Now, the Criminal Case Review Commission (CCRC) has announced that it will fast-track Evans’ case to investigate whether his conviction will be referred to the Court of Appeal as a possible miscarriage of justice. The CCRC is an independent public body that was brought into being in March 1997 by the Criminal Appeal Act 1995. Its 50 caseworkers review possible miscarriages of justice and refer appropriate cases, such as that of Sam Hallam to the appeal courts. The CCRC’s figures show that as of July this year, there are currently 838 cases under review, with 709 waiting – an overwhelming case load, particularly bearing in mind that many of those awaiting a review of their case will still be in prison, and a proportion will be innocent.

This makes the CCRC’s decision in the case of Evans difficult to understand.  Whilst the facts of the case may well fit the commission’s criteria for referral, and even a fast track referral, it is hard to work out what the urgency might be here. The commission’s website says that it aims to allocate all ‘level 2’ cases (see the CCRC’s explanation on criteria here) within eight months of receipt – that is to say allocate, not start to investigate.

Fresh evidence uncovered by a private detective hired by Evans’s girlfriend, Natasha Massey, and her multimillionaire father Karl, was submitted to the CCRC in July, just three months ago. They have also instructed a leading appeals barrister and offered a reward for information.

The CCRC’s news must sit uncomfortably with those still in prison and fighting to have their convictions overturned, that is to say those fighting to do so without the obvious benefit of multimillionaire supporters, private investigators, and the ability to fund an expert barrister.  Some, as in the case of Susan May died without seeing their case return to the Court of Appeal. Others, such as Eddie Gilfoyle, rely on dedicated lawyers and whatever publicity they are lucky enough to get.

It is tempting therefore to think that, whilst the CCRC denies it is swayed by high profile press campaigns, that may be the case here.

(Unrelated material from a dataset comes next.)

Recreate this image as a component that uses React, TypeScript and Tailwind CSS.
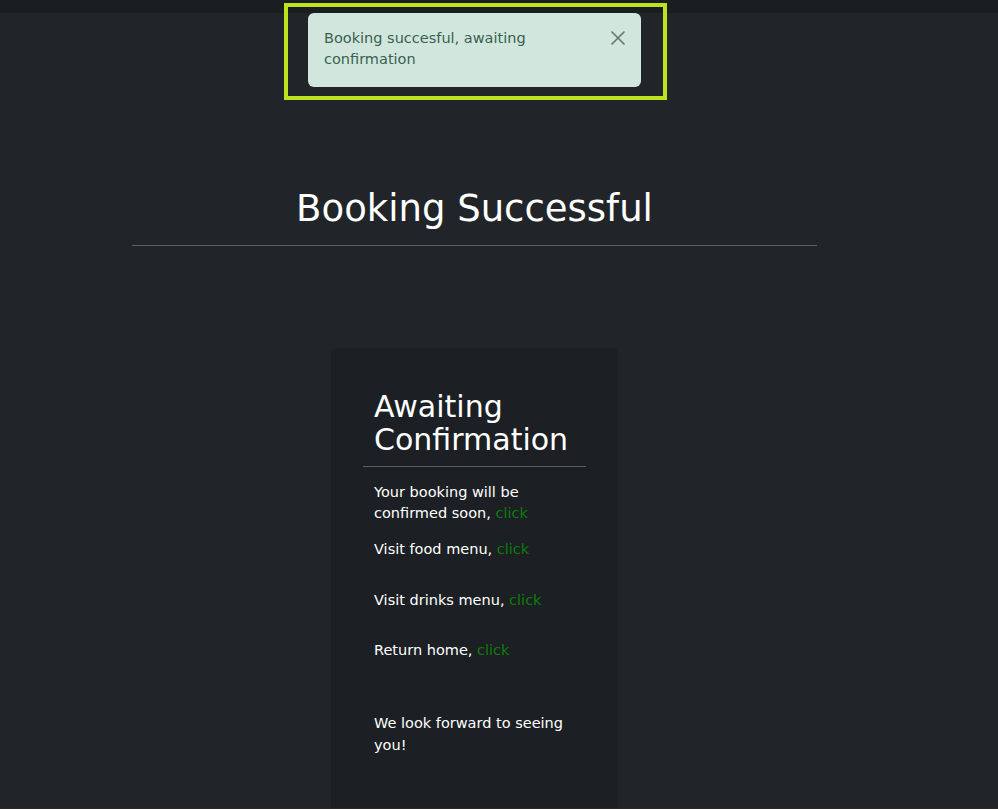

It is an unpalatable thought that his very public and currently on-hold career as a footballer may have influenced their decision, and even less so that an ability to access expensive legal representation may have bumped his case up the waiting list.

These important cases are more than a ‘just’ a miscarriage of justice for the individual that suffers it, their referrals are necessary to expose serious systemic failures. Isn’t putting them right a more important issue than whether or not a footballer is able to return to his career?

Perhaps it is time for the CCRC to explain their decision, their website does say after all that their vision is to ‘enhance public confidence in the criminal justice system’.